With the contribution of the new acquisition, management is forecasting robust 2023 corporate cash flow in the range of $216.3 million to $230.9 million, which equates to between $3.63 and $3.87 per basic share. Saturn’s operational forecasts appear lofty considering the shares are currently trading below $2.50 and the company recently raised $75 million in equity with units priced at $2.75 in May 2022.
Saturn’s strategy is to grow production with approximately half of future cash flows with the other half budgeted for rapid debt reduction. At its current pace, management expects to achieve net debt-free operations by the third quarter of 2024 and exiting 2025 with $235 million in cash on its balance sheet. At the same time, its capital expenditure program looks to drive production to about 15,000 boe/d by 2025, generating $860 million in cumulative cash flow over three years. Currently Saturn’s market capitalization is under $150 million.
At the core, future growth comes from the compelling drilling economics based on today’s high oil price environment. For instance, the company’s Oxbow wells cost about $1 million to drill and are expected to payout in four to six-months, which translates to a 400% annual return on investment, assuming WTI oil price of USD 95. With such quick paybacks, the company targets investing the same funds two to three times in the same 12 month period compounding growth.
Oxbow has compelling unit economics. Source: Investor Presentation
With oil prices at this lofty level, drilling for new production is very lucrative for companies in the oil patch. As long oil prices stay above USD 75, Saturn will maintain an active drill program with plans for 26 new horizontal Obow wells, and 49 wells in total, for H2 2022 to drive production growth. For perspective, Saturn drilled a total of 42 wells in the 5 years between 2017-2021 when oil prices were much lower.

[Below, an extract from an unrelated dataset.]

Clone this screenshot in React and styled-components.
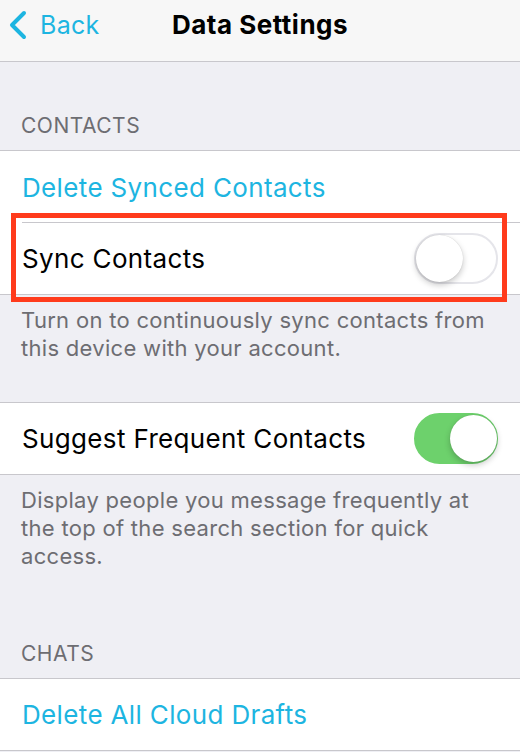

Saturn Oil & Gas has a high level of oil-weighted production, exceptional netbacks, and a compelling valuation by almost any measure. While valuation is important during bull markets, it’s even more vital in bear markets when investors are hesitant to own growth stocks with high valuation multiples. Low valuations are generally attractive to investors and also provide a protective margin of safety if there is an economic downturn.
In June 2022, Beacon Securities’ research analyst Kirk Wilson re-issued his Buy rating with an increased target price of $9.00 per share, reflecting a more than 400% premium to the current market price. With its 2023 projected cash flow multiple of approximately 1x, the stock has the most compelling valuation in its Canadian oil peer group, where most others trade between 2x and 4x.
SOIL has an attractive valuation relative to its peers. Source: Investor Presentation, Beacon Securities Ltd. 2. EV/DACF: Enterprise Value divided by Debt Adjusted Cash Flow
As management delivers on its promises, the market may not be able to ignore the stock’s valuation gap for much longer. The company has a total inventory of over 500 (gross) booked drilling locations in addition to an extensive list of optimization candidates in its existing portfolio, paving the way for robust organic production and free cash flow for about 15 years.
With war in Ukraine and fears of a potential global recession, oil prices have been volatile. To protect against the threat of a sudden oil price drop, Saturn has locked in 85% of its current production at set oil prices through its hedging program. Hedging ensures the cash flow for capital expenditure programs and debt repayment will be available. On the other hand, hedging does cap some of the upside of potential higher oil prices. Investors with expectations of near term oil prices of USD 150 and higher might be best to look past Saturn and evaluate unhedged oil companies. However, if oil continues to trade at current levels, Saturn expects to deliver solid cash flow growth, rapid debt reduction and downside protection in case oil prices fall.
While recession fears increase, many analysts note that they don’t have a great track record for killing energy demand. The absence of increased supply and the reluctance of the major oil companies to increase spending are combining to keep petroleum product inventories at critically low levels, suggesting that oil prices may remain elevated for some time. If high oil prices remain, players in Canada’s oil patch will continue to have windfall profits we haven’t seen since 2014.
Still, investors may want to be a little more discerning when it comes to selecting the right opportunities for their portfolios. Saturn Oil & Gas Inc. (TSX-V: SOIL) (FSE: SMKA) represents a compelling value in today’s market with a sustainable growth path and downside protection from potential sliding oil prices. Given much of its growth has come in the past 14 months, relatively few investors have ever heard of Saturn. Value investors may want to take a closer look before the wider market catches on.